- Data segment:
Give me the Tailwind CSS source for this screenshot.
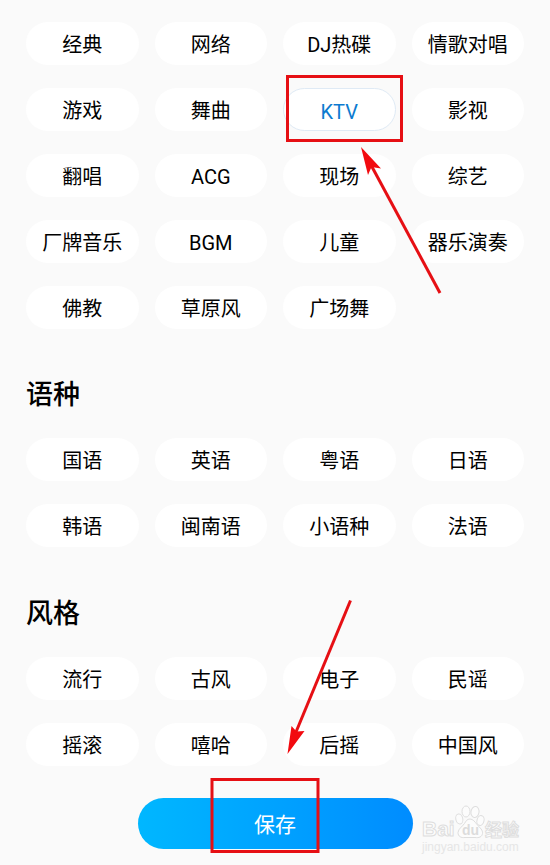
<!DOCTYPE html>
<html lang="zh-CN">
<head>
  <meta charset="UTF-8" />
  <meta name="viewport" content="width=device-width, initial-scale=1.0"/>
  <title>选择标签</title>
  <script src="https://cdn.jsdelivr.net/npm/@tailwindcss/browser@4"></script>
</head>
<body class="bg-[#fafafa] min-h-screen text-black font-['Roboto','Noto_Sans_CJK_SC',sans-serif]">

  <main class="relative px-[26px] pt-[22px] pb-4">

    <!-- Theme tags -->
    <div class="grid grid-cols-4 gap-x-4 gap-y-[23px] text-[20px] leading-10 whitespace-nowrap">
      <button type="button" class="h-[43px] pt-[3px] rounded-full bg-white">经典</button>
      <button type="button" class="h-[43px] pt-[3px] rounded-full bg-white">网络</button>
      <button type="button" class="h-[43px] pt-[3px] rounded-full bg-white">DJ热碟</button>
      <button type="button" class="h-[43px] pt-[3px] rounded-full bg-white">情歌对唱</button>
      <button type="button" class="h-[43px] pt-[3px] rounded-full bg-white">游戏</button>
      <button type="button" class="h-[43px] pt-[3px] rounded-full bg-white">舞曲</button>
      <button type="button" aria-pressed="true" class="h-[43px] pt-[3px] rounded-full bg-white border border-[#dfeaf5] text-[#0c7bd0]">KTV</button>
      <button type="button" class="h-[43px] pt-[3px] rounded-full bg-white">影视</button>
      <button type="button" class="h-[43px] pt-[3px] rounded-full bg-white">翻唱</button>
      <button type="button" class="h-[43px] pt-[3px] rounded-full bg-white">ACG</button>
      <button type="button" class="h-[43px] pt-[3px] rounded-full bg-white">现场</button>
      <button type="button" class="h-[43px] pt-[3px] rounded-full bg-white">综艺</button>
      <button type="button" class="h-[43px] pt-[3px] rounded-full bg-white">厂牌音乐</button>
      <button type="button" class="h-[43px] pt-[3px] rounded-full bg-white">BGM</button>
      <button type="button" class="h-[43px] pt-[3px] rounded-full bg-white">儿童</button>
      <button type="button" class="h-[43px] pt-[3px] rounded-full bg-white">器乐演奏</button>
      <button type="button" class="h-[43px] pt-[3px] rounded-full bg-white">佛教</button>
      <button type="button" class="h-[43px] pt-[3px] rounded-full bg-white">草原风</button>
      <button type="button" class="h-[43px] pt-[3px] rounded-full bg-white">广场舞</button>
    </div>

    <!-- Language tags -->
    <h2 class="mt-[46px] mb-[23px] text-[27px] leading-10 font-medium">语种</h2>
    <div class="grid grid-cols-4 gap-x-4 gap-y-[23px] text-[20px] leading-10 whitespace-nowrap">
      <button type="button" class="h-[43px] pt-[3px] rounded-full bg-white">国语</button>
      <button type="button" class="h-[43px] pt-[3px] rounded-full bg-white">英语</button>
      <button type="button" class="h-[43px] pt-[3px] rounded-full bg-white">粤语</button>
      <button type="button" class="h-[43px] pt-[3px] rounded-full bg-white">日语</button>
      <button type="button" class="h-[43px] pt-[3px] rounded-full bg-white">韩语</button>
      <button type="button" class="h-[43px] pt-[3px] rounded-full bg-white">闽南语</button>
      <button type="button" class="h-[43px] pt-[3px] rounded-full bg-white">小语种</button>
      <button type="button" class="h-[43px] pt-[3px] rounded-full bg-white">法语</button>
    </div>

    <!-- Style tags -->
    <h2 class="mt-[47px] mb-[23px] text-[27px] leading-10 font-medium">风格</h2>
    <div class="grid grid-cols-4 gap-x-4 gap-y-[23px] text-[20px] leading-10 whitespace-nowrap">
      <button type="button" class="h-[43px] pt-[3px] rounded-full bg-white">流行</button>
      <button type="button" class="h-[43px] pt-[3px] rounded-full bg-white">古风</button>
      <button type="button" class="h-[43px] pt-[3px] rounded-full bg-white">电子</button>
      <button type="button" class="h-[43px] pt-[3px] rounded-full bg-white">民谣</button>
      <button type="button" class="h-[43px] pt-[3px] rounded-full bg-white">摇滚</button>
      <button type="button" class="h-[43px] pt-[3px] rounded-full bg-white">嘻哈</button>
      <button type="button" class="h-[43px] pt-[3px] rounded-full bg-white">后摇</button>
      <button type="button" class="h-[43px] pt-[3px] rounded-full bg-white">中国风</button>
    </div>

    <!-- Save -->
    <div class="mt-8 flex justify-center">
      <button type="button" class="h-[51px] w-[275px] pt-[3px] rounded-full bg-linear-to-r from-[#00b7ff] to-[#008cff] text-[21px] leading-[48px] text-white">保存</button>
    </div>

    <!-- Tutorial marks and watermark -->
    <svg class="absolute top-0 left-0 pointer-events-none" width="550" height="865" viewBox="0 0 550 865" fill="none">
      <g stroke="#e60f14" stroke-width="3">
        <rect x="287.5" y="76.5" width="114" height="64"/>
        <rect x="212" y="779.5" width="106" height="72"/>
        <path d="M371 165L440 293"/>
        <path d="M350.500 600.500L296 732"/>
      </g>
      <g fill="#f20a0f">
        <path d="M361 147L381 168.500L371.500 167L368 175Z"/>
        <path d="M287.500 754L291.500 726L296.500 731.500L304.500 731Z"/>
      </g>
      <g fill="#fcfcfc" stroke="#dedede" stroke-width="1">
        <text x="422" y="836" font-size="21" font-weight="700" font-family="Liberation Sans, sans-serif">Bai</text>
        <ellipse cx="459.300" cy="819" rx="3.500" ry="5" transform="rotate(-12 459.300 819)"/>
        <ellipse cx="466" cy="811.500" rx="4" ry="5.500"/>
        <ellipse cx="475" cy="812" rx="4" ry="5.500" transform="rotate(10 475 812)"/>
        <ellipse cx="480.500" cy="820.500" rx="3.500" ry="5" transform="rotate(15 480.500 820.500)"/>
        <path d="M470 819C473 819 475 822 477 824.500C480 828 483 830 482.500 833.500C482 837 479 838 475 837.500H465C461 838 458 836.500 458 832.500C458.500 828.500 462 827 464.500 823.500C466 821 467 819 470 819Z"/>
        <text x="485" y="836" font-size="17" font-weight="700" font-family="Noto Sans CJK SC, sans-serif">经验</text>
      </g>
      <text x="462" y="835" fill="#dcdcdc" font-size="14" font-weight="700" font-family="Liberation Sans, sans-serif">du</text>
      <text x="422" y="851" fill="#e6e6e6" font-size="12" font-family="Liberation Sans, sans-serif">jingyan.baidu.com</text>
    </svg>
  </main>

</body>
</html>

- Short exercise: Exclude the pictures, and transcribe all of the material exactly.

- Written response:
Give me the Tailwind CSS source for this screenshot.
<!DOCTYPE html>
<html lang="zh-CN">
<head>
  <meta charset="UTF-8" />
  <meta name="viewport" content="width=device-width, initial-scale=1.0"/>
  <title>选择标签</title>
  <script src="https://cdn.jsdelivr.net/npm/@tailwindcss/browser@4"></script>
</head>
<body class="bg-[#fafafa] min-h-screen text-black font-['Roboto','Noto_Sans_CJK_SC',sans-serif]">

  <main class="relative px-[26px] pt-[22px] pb-4">

    <!-- Theme tags -->
    <div class="grid grid-cols-4 gap-x-4 gap-y-[23px] text-[20px] leading-10 whitespace-nowrap">
      <button type="button" class="h-[43px] pt-[3px] rounded-full bg-white">经典</button>
      <button type="button" class="h-[43px] pt-[3px] rounded-full bg-white">网络</button>
      <button type="button" class="h-[43px] pt-[3px] rounded-full bg-white">DJ热碟</button>
      <button type="button" class="h-[43px] pt-[3px] rounded-full bg-white">情歌对唱</button>
      <button type="button" class="h-[43px] pt-[3px] rounded-full bg-white">游戏</button>
      <button type="button" class="h-[43px] pt-[3px] rounded-full bg-white">舞曲</button>
      <button type="button" aria-pressed="true" class="h-[43px] pt-[3px] rounded-full bg-white border border-[#dfeaf5] text-[#0c7bd0]">KTV</button>
      <button type="button" class="h-[43px] pt-[3px] rounded-full bg-white">影视</button>
      <button type="button" class="h-[43px] pt-[3px] rounded-full bg-white">翻唱</button>
      <button type="button" class="h-[43px] pt-[3px] rounded-full bg-white">ACG</button>
      <button type="button" class="h-[43px] pt-[3px] rounded-full bg-white">现场</button>
      <button type="button" class="h-[43px] pt-[3px] rounded-full bg-white">综艺</button>
      <button type="button" class="h-[43px] pt-[3px] rounded-full bg-white">厂牌音乐</button>
      <button type="button" class="h-[43px] pt-[3px] rounded-full bg-white">BGM</button>
      <button type="button" class="h-[43px] pt-[3px] rounded-full bg-white">儿童</button>
      <button type="button" class="h-[43px] pt-[3px] rounded-full bg-white">器乐演奏</button>
      <button type="button" class="h-[43px] pt-[3px] rounded-full bg-white">佛教</button>
      <button type="button" class="h-[43px] pt-[3px] rounded-full bg-white">草原风</button>
      <button type="button" class="h-[43px] pt-[3px] rounded-full bg-white">广场舞</button>
    </div>

    <!-- Language tags -->
    <h2 class="mt-[46px] mb-[23px] text-[27px] leading-10 font-medium">语种</h2>
    <div class="grid grid-cols-4 gap-x-4 gap-y-[23px] text-[20px] leading-10 whitespace-nowrap">
      <button type="button" class="h-[43px] pt-[3px] rounded-full bg-white">国语</button>
      <button type="button" class="h-[43px] pt-[3px] rounded-full bg-white">英语</button>
      <button type="button" class="h-[43px] pt-[3px] rounded-full bg-white">粤语</button>
      <button type="button" class="h-[43px] pt-[3px] rounded-full bg-white">日语</button>
      <button type="button" class="h-[43px] pt-[3px] rounded-full bg-white">韩语</button>
      <button type="button" class="h-[43px] pt-[3px] rounded-full bg-white">闽南语</button>
      <button type="button" class="h-[43px] pt-[3px] rounded-full bg-white">小语种</button>
      <button type="button" class="h-[43px] pt-[3px] rounded-full bg-white">法语</button>
    </div>

    <!-- Style tags -->
    <h2 class="mt-[47px] mb-[23px] text-[27px] leading-10 font-medium">风格</h2>
    <div class="grid grid-cols-4 gap-x-4 gap-y-[23px] text-[20px] leading-10 whitespace-nowrap">
      <button type="button" class="h-[43px] pt-[3px] rounded-full bg-white">流行</button>
      <button type="button" class="h-[43px] pt-[3px] rounded-full bg-white">古风</button>
      <button type="button" class="h-[43px] pt-[3px] rounded-full bg-white">电子</button>
      <button type="button" class="h-[43px] pt-[3px] rounded-full bg-white">民谣</button>
      <button type="button" class="h-[43px] pt-[3px] rounded-full bg-white">摇滚</button>
      <button type="button" class="h-[43px] pt-[3px] rounded-full bg-white">嘻哈</button>
      <button type="button" class="h-[43px] pt-[3px] rounded-full bg-white">后摇</button>
      <button type="button" class="h-[43px] pt-[3px] rounded-full bg-white">中国风</button>
    </div>

    <!-- Save -->
    <div class="mt-8 flex justify-center">
      <button type="button" class="h-[51px] w-[275px] pt-[3px] rounded-full bg-linear-to-r from-[#00b7ff] to-[#008cff] text-[21px] leading-[48px] text-white">保存</button>
    </div>

    <!-- Tutorial marks and watermark -->
    <svg class="absolute top-0 left-0 pointer-events-none" width="550" height="865" viewBox="0 0 550 865" fill="none">
      <g stroke="#e60f14" stroke-width="3">
        <rect x="287.5" y="76.5" width="114" height="64"/>
        <rect x="212" y="779.5" width="106" height="72"/>
        <path d="M371 165L440 293"/>
        <path d="M350.500 600.500L296 732"/>
      </g>
      <g fill="#f20a0f">
        <path d="M361 147L381 168.500L371.500 167L368 175Z"/>
        <path d="M287.500 754L291.500 726L296.500 731.500L304.500 731Z"/>
      </g>
      <g fill="#fcfcfc" stroke="#dedede" stroke-width="1">
        <text x="422" y="836" font-size="21" font-weight="700" font-family="Liberation Sans, sans-serif">Bai</text>
        <ellipse cx="459.300" cy="819" rx="3.500" ry="5" transform="rotate(-12 459.300 819)"/>
        <ellipse cx="466" cy="811.500" rx="4" ry="5.500"/>
        <ellipse cx="475" cy="812" rx="4" ry="5.500" transform="rotate(10 475 812)"/>
        <ellipse cx="480.500" cy="820.500" rx="3.500" ry="5" transform="rotate(15 480.500 820.500)"/>
        <path d="M470 819C473 819 475 822 477 824.500C480 828 483 830 482.500 833.500C482 837 479 838 475 837.500H465C461 838 458 836.500 458 832.500C458.500 828.500 462 827 464.500 823.500C466 821 467 819 470 819Z"/>
        <text x="485" y="836" font-size="17" font-weight="700" font-family="Noto Sans CJK SC, sans-serif">经验</text>
      </g>
      <text x="462" y="835" fill="#dcdcdc" font-size="14" font-weight="700" font-family="Liberation Sans, sans-serif">du</text>
      <text x="422" y="851" fill="#e6e6e6" font-size="12" font-family="Liberation Sans, sans-serif">jingyan.baidu.com</text>
    </svg>
  </main>

</body>
</html>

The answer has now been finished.